Opinion
Civil Action No. 4:12-cv-10596-TSH
09-13-2012
TIMOTHY A. WILSON and CARRIE E. WILSON, Plaintiffs, v. HSBC MORTGAGE SERVICES, INC., Defendant.
ORDER RE: DEFENDANT'S MOTION TO DISMISS (Docket No. 5)
HILLMAN, D.J.,
This action comes to this court after timely removal from the Land Court Department of the Massachusetts Trial Court pursuant to 28 U.S.C. § 1446(b) (Docket No. 1). Mortgagors, Timothy S. Wilson and Carrie E. Wilson ("Plaintiffs") have filed suit against Mortgagee, HSBC Mortgage Services, Inc. ("Defendant"), alleging multiple causes of actions arising from Defendant's foreclosure of their residence located at 15 Chesterfield Road, Northborough, Massachusetts. The Complaint contains eight counts: Counts I-VI rest upon the assumption that the mortgage assignment to the Defendant from its predecessor in interest was invalid; Count VII alleges a failure to comply with a Consent Order entered into between Defendant and the Office of the Comptroller of the Currency ("OCC"); and Count VIII seeks injunctive relief (Docket No. 4). Under Fed. R. Civ. P. 12(b)(6), Defendant has moved to dismiss all counts for failure to state a claim upon which relief can be granted (Docket No. 5). This motion is unopposed by Plaintiffs.

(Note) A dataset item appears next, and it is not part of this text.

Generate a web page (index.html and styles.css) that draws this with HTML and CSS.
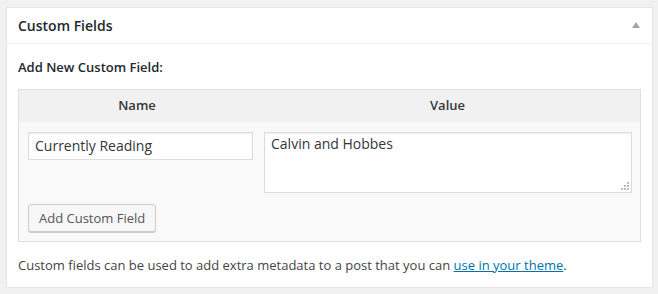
FILE: index.html
```html
<!DOCTYPE html>
<html>
<head>
<meta charset="utf-8">
<link rel="stylesheet" href="styles.css">
</head>
<body>
<div class="postbox">
  <div class="postbox-header">
    <h2 class="postbox-title">Custom Fields</h2>
    <span class="toggle-arrow"></span>
  </div>
  <div class="inside">
    <p class="add-title">Add New Custom Field:</p>
    <div class="meta-table">
      <div class="meta-head">
        <div class="col-name">Name</div>
        <div class="col-value">Value</div>
      </div>
      <div class="meta-row">
        <div class="cell-name"><input class="text-input" type="text" value="Currently Reading"></div>
        <div class="cell-value">
          <textarea class="text-area">Calvin and Hobbes</textarea>
          <svg class="grip" width="8" height="8" viewBox="0 0 8 8">
            <rect x="6" y="0" width="2" height="2" fill="#bbb"/>
            <rect x="3" y="3" width="2" height="2" fill="#bbb"/>
            <rect x="6" y="3" width="2" height="2" fill="#bbb"/>
            <rect x="0" y="6" width="2" height="2" fill="#bbb"/>
            <rect x="3" y="6" width="2" height="2" fill="#bbb"/>
            <rect x="6" y="6" width="2" height="2" fill="#bbb"/>
          </svg>
        </div>
      </div>
      <div class="meta-submit">
        <button class="button" type="button">Add Custom Field</button>
      </div>
    </div>
    <p class="note">Custom fields can be used to add extra metadata to a post that you can <a href="#" class="link">use in your theme</a>.</p>
  </div>
</div>
</body>
</html>
```

FILE: styles.css
```css
html, body {
  margin: 0;
  padding: 0;
  background: #f1f1f1;
  font-family: "Open Sans", "Liberation Sans", sans-serif;
  color: #444;
}
body {
  padding: 7px 5px 0 6px;
}
.postbox {
  width: 645px;
  height: 279px;
  background: #fff;
  border: 1px solid #e5e5e5;
  box-shadow: 0 1px 1px rgba(0,0,0,.04);
}
.postbox-header {
  height: 35px;
  border-bottom: 1px solid #eee;
  display: flex;
  align-items: center;
  justify-content: space-between;
  padding: 0 12px 0 11px;
}
.postbox-title {
  margin: 0;
  font-size: 14px;
  font-weight: 600;
  color: #23282d;
  line-height: 1.4;
}
.toggle-arrow {
  width: 0;
  height: 0;
  border-left: 4px solid transparent;
  border-right: 4px solid transparent;
  border-bottom: 6px solid #a0a5aa;
  margin-top: -1px;
}
.inside {
  padding: 0 11px 0 11px;
}
.add-title {
  margin: 14px 0 0 0;
  font-size: 13px;
  font-weight: 600;
  color: #23282d;
  line-height: 18px;
}
.meta-table {
  margin-top: 13px;
  border: 1px solid #dfdfdf;
  background: #f9f9f9;
  width: 621px;
  height: 151px;
}
.meta-head {
  display: grid;
  grid-template-columns: 236px 1fr;
  background: #f1f1f1;
  height: 32px;
  line-height: 30px;
  font-size: 13px;
  font-weight: 600;
  color: #32373c;
}
.col-name, .col-value {
  text-align: center;
}
.meta-row {
  display: flex;
  gap: 11px;
  padding: 10px 8px 0 9px;
  align-items: flex-start;
}
.cell-value {
  position: relative;
}
.grip {
  position: absolute;
  right: 3px;
  bottom: 3px;
  display: block;
}
.text-input {
  box-sizing: border-box;
  width: 225px;
  height: 28px;
  border: 1px solid #ddd;
  box-shadow: inset 0 1px 2px rgba(0,0,0,.07);
  background: #fff;
  font-family: "Open Sans", "Liberation Sans", sans-serif;
  font-size: 14px;
  color: #32373c;
  padding: 0 6px 2px 6px;
  margin: 0;
  outline: none;
}
.text-area {
  box-sizing: border-box;
  width: 368px;
  height: 61px;
  border: 1px solid #ddd;
  box-shadow: inset 0 1px 2px rgba(0,0,0,.07);
  background: #fff;
  font-family: "Open Sans", "Liberation Sans", sans-serif;
  font-size: 14px;
  color: #32373c;
  padding: 1px 6px;
  margin: 0;
  resize: none;
  display: block;
  line-height: 1.4;
  outline: none;
}
.meta-submit {
  padding: 11px 9px 0 9px;
}
.button {
  height: 28px;
  box-sizing: border-box;
  padding: 0 10px;
  border: 1px solid #ccc;
  border-radius: 3px;
  background: #f7f7f7;
  box-shadow: 0 1px 0 #ccc;
  font-family: "Open Sans", "Liberation Sans", sans-serif;
  font-size: 13px;
  color: #555;
  line-height: 26px;
  margin: 0;
}
.note {
  margin: 14px 0 0 0;
  font-size: 13px;
  line-height: 18px;
  color: #444;
}
.link {
  color: #0073aa;
  text-decoration: underline;
}
```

Defendant's motion is granted as to Counts I-VI because Plaintiffs lack standing to challenge the validity of the mortgage assignment to Defendant since they were not a party to that transaction. The justiciability doctrine of standing requires plaintiffs to demonstrate that: (1) they have an "injury in fact;" (2) there exists a "causal connection between the claimed injury and challenged conduct;" and (3) redressability. Duke Power Co. v. Carolina Env't Study Grp., 438 U.S. 59, 72, 75 n.20, 98 S. Ct. 2620, 2630-31 (1978). It is the prevailing view within this District that parties cannot challenge mortgage assignments to which they were neither a party nor a third-party beneficiary. See, e.g., McBride v. Am. Home Mortg. Servicing, Inc., No. 11-10998-RWZ, 2012 WL 931247, at *2-3 (D. Mass. Mar. 19, 2012); Oum v. Wells Fargo, N.A., Nos. 11-11663-RGS, 11-11683-RGS, 2012 WL 390271, at *2-4 (D. Mass. Feb. 8, 2012); Wenzel v. Sand Canyon Corp., No. 11-30211-JCB, 2012 WL 219371, at *10-11 (D. Mass. Jan. 5, 2012); Juarez v. U.S. Bank Nat'l Ass'n, No. 11-10318-DJC, 2011 WL 5330465, at *4 (D. Mass. Nov. 4, 2011); Peterson v. GMAC Mortg., LLC, No. 11-11115-RWZ, 2011 WL 5075613, at *2 (D. Mass. Oct. 25, 2011); Kiah v. Aurora Loan Servs., LLC, No. 10-40161-FDS, 2011 WL 841282, at *6 (D. Mass. Mar. 4, 2011). Further, as it relates Count II, the allegation of fraud, Defendant's motion is granted because Plaintiff has failed to plead this Count with the factual specificity requisite under Fed. R. Civ. P. 9(b).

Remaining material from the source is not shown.